The energetic finale brings the audience to their feet and ends the evening on a high note providing a magic moment for many.


Tickets: range in price from $18-$85 and are available at all Broadway In Chicago Box Offices (24 W. Randolph St., 151 W. Randolph St., 18 W. Monroe St. and 175 E. Chestnut), the Broadway In Chicago Ticket Line at (800) 775-2000, all Ticketmaster retail locations and online.

Where: Cadillac Palace Theatre, 151 W. Randolph St.

When: Now through August 30, 2015.

Running time: 2 hours, 20 minutes


Dirty Dancing – The Classic Story On Stage began as an eight-week staged workshop in Manhattan in the fall of 2001. It was first performed at the Theatre Royal in Sydney, Australia in November 2004 before embarking upon a hugely successful tour of Australia and New Zealand. A new production opened at the Theater Neue Flora in Hamburg, Germany in March 2006 where it broke records for achieving the highest advance in European history.

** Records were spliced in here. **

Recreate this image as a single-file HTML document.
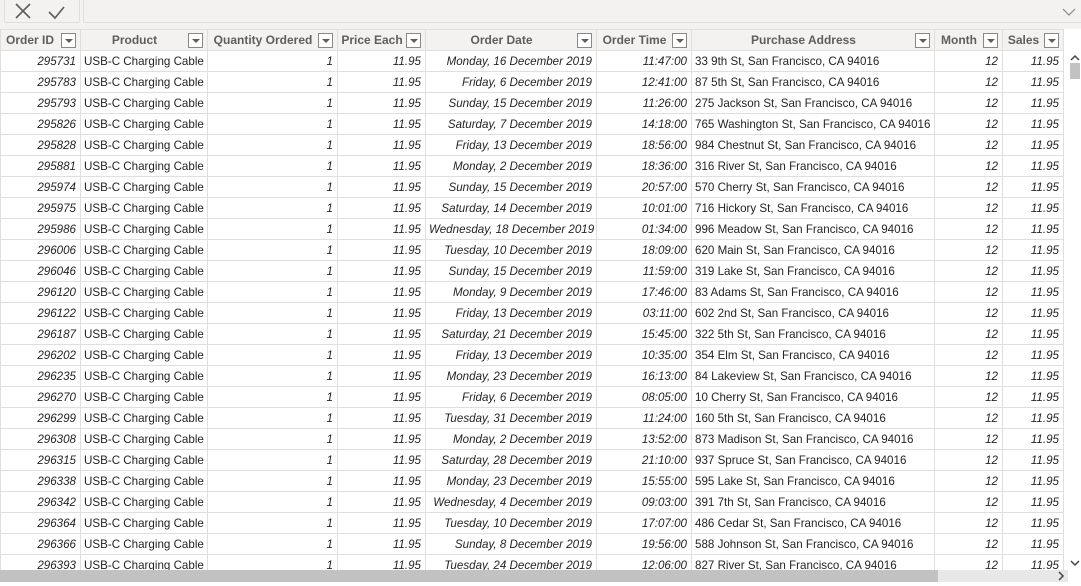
<!DOCTYPE html>
<html><head><meta charset="utf-8"><style>
*{box-sizing:border-box;margin:0;padding:0}
body{width:1081px;height:586px;overflow:hidden;background:#fff;font-family:"Liberation Sans",sans-serif;position:relative}
.tb{position:absolute;left:0;top:0;width:1081px;height:29px;background:#f3f2f1}
.b1{position:absolute;left:4px;top:-2px;width:76px;height:25px;border:1px solid #e1dfdd;border-radius:2px;background:#f3f2f1}
.b2{position:absolute;left:83px;top:-2px;width:1000px;height:25px;border:1px solid #e1dfdd;border-radius:2px;background:#f3f2f1}
table{position:absolute;left:0;top:29px;border-collapse:collapse;table-layout:fixed;width:1063px;font-size:11.6px}
td,th{height:21px;border:1px solid #e1dfdd;padding:0 4px 0 3px;white-space:nowrap;overflow:hidden;color:#252423}
th{background:#f3f2f1;color:#605e5c;font-weight:bold;position:relative;text-align:center;padding-right:22px;font-size:12px}
th:first-child{text-align:left;padding-left:5px}
th i{position:absolute;right:4px;top:3px;width:15px;height:15px;border:1px solid #8a8886;background:#fff}
th i:after{content:"";position:absolute;left:3px;top:5px;border-left:4px solid transparent;border-right:4px solid transparent;border-top:4px solid #605e5c}
.r{text-align:right;font-style:italic}
.hs{position:absolute;left:0;top:570px;width:1068px;height:12px;background:#e8e8e8}
.hs div{position:absolute;left:0;top:0;width:938px;height:12px;background:#c2c2c2}
.vs{position:absolute;left:1069px;top:50px;width:12px;height:520px;background:#fff}
.vs div{position:absolute;left:1px;top:13px;width:10px;height:16px;background:#c2c2c2}
</style></head><body>
<div class="tb"><div class="b1">
<svg width="76" height="25" style="position:absolute;left:0;top:0"><path d="M11 5L25 19M25 5L11 19" stroke="#5f5e5c" stroke-width="1.6" fill="none"/><path d="M44 13L50 19L59 8" stroke="#5f5e5c" stroke-width="1.6" fill="none"/></svg></div>
<div class="b2"><svg width="14" height="10" style="position:absolute;left:978px;top:8px"><path d="M1 2L7 8L13 2" stroke="#8a8886" stroke-width="1.2" fill="none"/></svg></div></div>
<table>
<colgroup><col style="width:80px"><col style="width:127px"><col style="width:130px"><col style="width:88px"><col style="width:171px"><col style="width:95px"><col style="width:243px"><col style="width:68px"><col style="width:61px"></colgroup>
<tr><th>Order ID<i></i></th><th>Product<i></i></th><th>Quantity Ordered<i></i></th><th>Price Each<i></i></th><th>Order Date<i></i></th><th>Order Time<i></i></th><th>Purchase Address<i></i></th><th>Month<i></i></th><th>Sales<i></i></th></tr>
<tr><td class="r">295731</td><td>USB-C Charging Cable</td><td class="r">1</td><td class="r">11.95</td><td class="r">Monday, 16 December 2019</td><td class="r">11:47:00</td><td>33 9th St, San Francisco, CA 94016</td><td class="r">12</td><td class="r">11.95</td></tr>
<tr><td class="r">295783</td><td>USB-C Charging Cable</td><td class="r">1</td><td class="r">11.95</td><td class="r">Friday, 6 December 2019</td><td class="r">12:41:00</td><td>87 5th St, San Francisco, CA 94016</td><td class="r">12</td><td class="r">11.95</td></tr>
<tr><td class="r">295793</td><td>USB-C Charging Cable</td><td class="r">1</td><td class="r">11.95</td><td class="r">Sunday, 15 December 2019</td><td class="r">11:26:00</td><td>275 Jackson St, San Francisco, CA 94016</td><td class="r">12</td><td class="r">11.95</td></tr>
<tr><td class="r">295826</td><td>USB-C Charging Cable</td><td class="r">1</td><td class="r">11.95</td><td class="r">Saturday, 7 December 2019</td><td class="r">14:18:00</td><td>765 Washington St, San Francisco, CA 94016</td><td class="r">12</td><td class="r">11.95</td></tr>
<tr><td class="r">295828</td><td>USB-C Charging Cable</td><td class="r">1</td><td class="r">11.95</td><td class="r">Friday, 13 December 2019</td><td class="r">18:56:00</td><td>984 Chestnut St, San Francisco, CA 94016</td><td class="r">12</td><td class="r">11.95</td></tr>
<tr><td class="r">295881</td><td>USB-C Charging Cable</td><td class="r">1</td><td class="r">11.95</td><td class="r">Monday, 2 December 2019</td><td class="r">18:36:00</td><td>316 River St, San Francisco, CA 94016</td><td class="r">12</td><td class="r">11.95</td></tr>
<tr><td class="r">295974</td><td>USB-C Charging Cable</td><td class="r">1</td><td class="r">11.95</td><td class="r">Sunday, 15 December 2019</td><td class="r">20:57:00</td><td>570 Cherry St, San Francisco, CA 94016</td><td class="r">12</td><td class="r">11.95</td></tr>
<tr><td class="r">295975</td><td>USB-C Charging Cable</td><td class="r">1</td><td class="r">11.95</td><td class="r">Saturday, 14 December 2019</td><td class="r">10:01:00</td><td>716 Hickory St, San Francisco, CA 94016</td><td class="r">12</td><td class="r">11.95</td></tr>
<tr><td class="r">295986</td><td>USB-C Charging Cable</td><td class="r">1</td><td class="r">11.95</td><td class="r">Wednesday, 18 December 2019</td><td class="r">01:34:00</td><td>996 Meadow St, San Francisco, CA 94016</td><td class="r">12</td><td class="r">11.95</td></tr>
<tr><td class="r">296006</td><td>USB-C Charging Cable</td><td class="r">1</td><td class="r">11.95</td><td class="r">Tuesday, 10 December 2019</td><td class="r">18:09:00</td><td>620 Main St, San Francisco, CA 94016</td><td class="r">12</td><td class="r">11.95</td></tr>
<tr><td class="r">296046</td><td>USB-C Charging Cable</td><td class="r">1</td><td class="r">11.95</td><td class="r">Sunday, 15 December 2019</td><td class="r">11:59:00</td><td>319 Lake St, San Francisco, CA 94016</td><td class="r">12</td><td class="r">11.95</td></tr>
<tr><td class="r">296120</td><td>USB-C Charging Cable</td><td class="r">1</td><td class="r">11.95</td><td class="r">Monday, 9 December 2019</td><td class="r">17:46:00</td><td>83 Adams St, San Francisco, CA 94016</td><td class="r">12</td><td class="r">11.95</td></tr>
<tr><td class="r">296122</td><td>USB-C Charging Cable</td><td class="r">1</td><td class="r">11.95</td><td class="r">Friday, 13 December 2019</td><td class="r">03:11:00</td><td>602 2nd St, San Francisco, CA 94016</td><td class="r">12</td><td class="r">11.95</td></tr>
<tr><td class="r">296187</td><td>USB-C Charging Cable</td><td class="r">1</td><td class="r">11.95</td><td class="r">Saturday, 21 December 2019</td><td class="r">15:45:00</td><td>322 5th St, San Francisco, CA 94016</td><td class="r">12</td><td class="r">11.95</td></tr>
<tr><td class="r">296202</td><td>USB-C Charging Cable</td><td class="r">1</td><td class="r">11.95</td><td class="r">Friday, 13 December 2019</td><td class="r">10:35:00</td><td>354 Elm St, San Francisco, CA 94016</td><td class="r">12</td><td class="r">11.95</td></tr>
<tr><td class="r">296235</td><td>USB-C Charging Cable</td><td class="r">1</td><td class="r">11.95</td><td class="r">Monday, 23 December 2019</td><td class="r">16:13:00</td><td>84 Lakeview St, San Francisco, CA 94016</td><td class="r">12</td><td class="r">11.95</td></tr>
<tr><td class="r">296270</td><td>USB-C Charging Cable</td><td class="r">1</td><td class="r">11.95</td><td class="r">Friday, 6 December 2019</td><td class="r">08:05:00</td><td>10 Cherry St, San Francisco, CA 94016</td><td class="r">12</td><td class="r">11.95</td></tr>
<tr><td class="r">296299</td><td>USB-C Charging Cable</td><td class="r">1</td><td class="r">11.95</td><td class="r">Tuesday, 31 December 2019</td><td class="r">11:24:00</td><td>160 5th St, San Francisco, CA 94016</td><td class="r">12</td><td class="r">11.95</td></tr>
<tr><td class="r">296308</td><td>USB-C Charging Cable</td><td class="r">1</td><td class="r">11.95</td><td class="r">Monday, 2 December 2019</td><td class="r">13:52:00</td><td>873 Madison St, San Francisco, CA 94016</td><td class="r">12</td><td class="r">11.95</td></tr>
<tr><td class="r">296315</td><td>USB-C Charging Cable</td><td class="r">1</td><td class="r">11.95</td><td class="r">Saturday, 28 December 2019</td><td class="r">21:10:00</td><td>937 Spruce St, San Francisco, CA 94016</td><td class="r">12</td><td class="r">11.95</td></tr>
<tr><td class="r">296338</td><td>USB-C Charging Cable</td><td class="r">1</td><td class="r">11.95</td><td class="r">Monday, 23 December 2019</td><td class="r">15:55:00</td><td>595 Lake St, San Francisco, CA 94016</td><td class="r">12</td><td class="r">11.95</td></tr>
<tr><td class="r">296342</td><td>USB-C Charging Cable</td><td class="r">1</td><td class="r">11.95</td><td class="r">Wednesday, 4 December 2019</td><td class="r">09:03:00</td><td>391 7th St, San Francisco, CA 94016</td><td class="r">12</td><td class="r">11.95</td></tr>
<tr><td class="r">296364</td><td>USB-C Charging Cable</td><td class="r">1</td><td class="r">11.95</td><td class="r">Tuesday, 10 December 2019</td><td class="r">17:07:00</td><td>486 Cedar St, San Francisco, CA 94016</td><td class="r">12</td><td class="r">11.95</td></tr>
<tr><td class="r">296366</td><td>USB-C Charging Cable</td><td class="r">1</td><td class="r">11.95</td><td class="r">Sunday, 8 December 2019</td><td class="r">19:56:00</td><td>588 Johnson St, San Francisco, CA 94016</td><td class="r">12</td><td class="r">11.95</td></tr>
<tr><td class="r">296393</td><td>USB-C Charging Cable</td><td class="r">1</td><td class="r">11.95</td><td class="r">Tuesday, 24 December 2019</td><td class="r">12:06:00</td><td>827 River St, San Francisco, CA 94016</td><td class="r">12</td><td class="r">11.95</td></tr>
</table>
<div class="vs"><svg width="12" height="10" style="position:absolute;left:0;top:3px"><path d="M2 7L6 3L10 7" stroke="#444" stroke-width="1.5" fill="none"/></svg><div></div><svg width="12" height="10" style="position:absolute;left:0;top:508px"><path d="M2 3L6 7L10 3" stroke="#444" stroke-width="1.5" fill="none"/></svg></div>
<div class="hs"><div></div><svg width="10" height="12" style="position:absolute;left:1056px;top:0"><path d="M3 2L7 6L3 10" stroke="#444" stroke-width="1.5" fill="none"/></svg></div>
<div style="position:absolute;left:0;top:582px;width:1081px;height:4px;background:#fff"></div>
</body></html>
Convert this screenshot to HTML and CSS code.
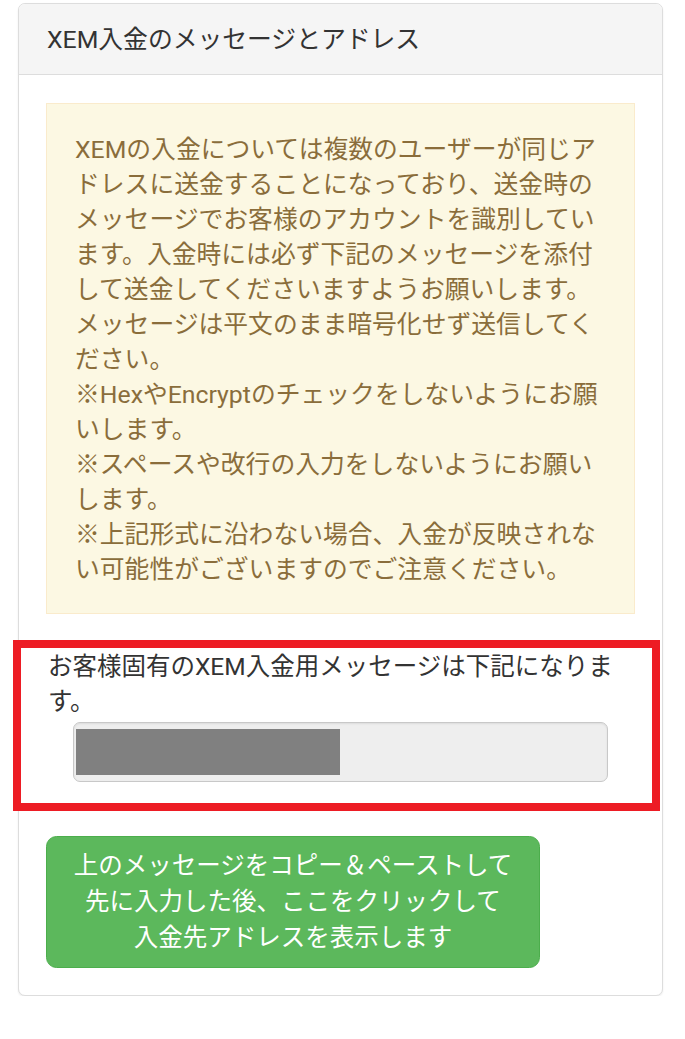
FILE: index.html
```html
<!DOCTYPE html>
<html lang="ja">
<head>
<meta charset="utf-8">
<title>XEM入金のメッセージとアドレス</title>
<link rel="stylesheet" href="styles.css">
</head>
<body>
<div class="page">
  <div class="panel">
    <div class="panel-heading">XEM入金のメッセージとアドレス</div>
    <div class="panel-body">
      <div class="alert">XEMの入金については複数のユーザーが同じア<br>ドレスに送金することになっており、送金時の<br>メッセージでお客様のアカウントを識別してい<br>ます。入金時には必ず下記のメッセージを添付<br>して送金してくださいますようお願いします。<br>メッセージは平文のまま暗号化せず送信してく<br>ださい。<br>※HexやEncryptのチェックをしないようにお願<br>いします。<br>※スペースや改行の入力をしないようにお願い<br>します。<br>※上記形式に沿わない場合、入金が反映されな<br>い可能性がございますのでご注意ください。</div>
      <div class="form-group">
        <p class="label">お客様固有のXEM入金用メッセージは下記になりま<br>す。</p>
        <div class="input"><span class="redact"></span></div>
        <div class="highlight"></div>
      </div>
      <button class="btn">上のメッセージをコピー＆ペーストして<br>先に入力した後、ここをクリックして<br>入金先アドレスを表示します</button>
    </div>
  </div>
</div>
</body>
</html>
```

FILE: styles.css
```css
html, body {
  margin: 0;
  padding: 0;
  background: #ffffff;
}

body {
  font-family: Roboto, "Noto Sans CJK JP", sans-serif;
  font-size: 24.5px;
  line-height: 35px;
  color: #333333;
}

.page {
  padding: 3px 0 0 18px;
}

.panel {
  width: 645px;
  box-sizing: border-box;
  border: 1px solid #dddddd;
  border-radius: 7px;
  background: #ffffff;
  box-shadow: 0 1px 2px rgba(0, 0, 0, 0.08);
}

.panel-heading {
  background: #f5f5f5;
  border-bottom: 1px solid #dddddd;
  border-radius: 6px 6px 0 0;
  padding: 17.5px 28px;
  font-size: 24.8px;
  color: #333333;
}

.panel-body {
  padding: 28px 27px 27px 27px;
}

.alert {
  background: #fcf8e3;
  border: 1px solid #faebcc;
  color: #8a6d3b;
  padding: 28px 28px 26px 28px;
  margin-bottom: 35px;
  font-size: 24.8px;
  white-space: nowrap;
}

.form-group {
  position: relative;
  margin-bottom: 54px;
}

.label {
  margin: 0 0 3px 0;
  padding-left: 2px;
}

.input {
  margin-left: 27px;
  width: 535px;
  height: 60px;
  box-sizing: border-box;
  border: 1px solid #c8c8c8;
  border-radius: 7px;
  background: #eeeeee;
  box-shadow: inset 0 1px 2px rgba(0, 0, 0, 0.075);
  padding: 6px 0 0 2px;
}

.redact {
  display: block;
  width: 264px;
  height: 46px;
  background: #808080;
}

.highlight {
  position: absolute;
  left: -33px;
  top: -9px;
  right: -25px;
  bottom: -29px;
  border: 8px solid #ed1c24;
  pointer-events: none;
}

.btn {
  display: block;
  font-family: Roboto, "Noto Sans CJK JP", sans-serif;
  font-size: 24.5px;
  line-height: 36px;
  color: #ffffff;
  background: #5cb85c;
  border: 1px solid #4cae4c;
  border-radius: 10.5px;
  padding: 11px 0;
  text-align: center;
  width: 494px;
  cursor: pointer;
}
```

The production began performances on London’s West End in October 2006 with an £11 million advance and went on to become the longest running show in the history of the Aldwych Theatre. It closed in July 2011 in advance of a two-year UK national tour and then returned to London for a strictly limited season at the Piccadilly Theatre.

Dirty Dancing – The Classic Story On Stage has gone on to perform across the world in markets as diverse as Utrecht, Holland, Johannesburg and Cape Town, South Africa. Most recently, it has been represented by a new UK tour (which launched March 2014 in Bristol), a German tour (which launched April 2014 in Berlin) and a French tour (which is currently playing Paris). The show returned to Australia with a new tour that premiered in late 2014 in honor of the stage production’s 10th anniversary. The current North American tour launched in Washington, DC in August 2014 and is currently booked through the 2015-2016 season.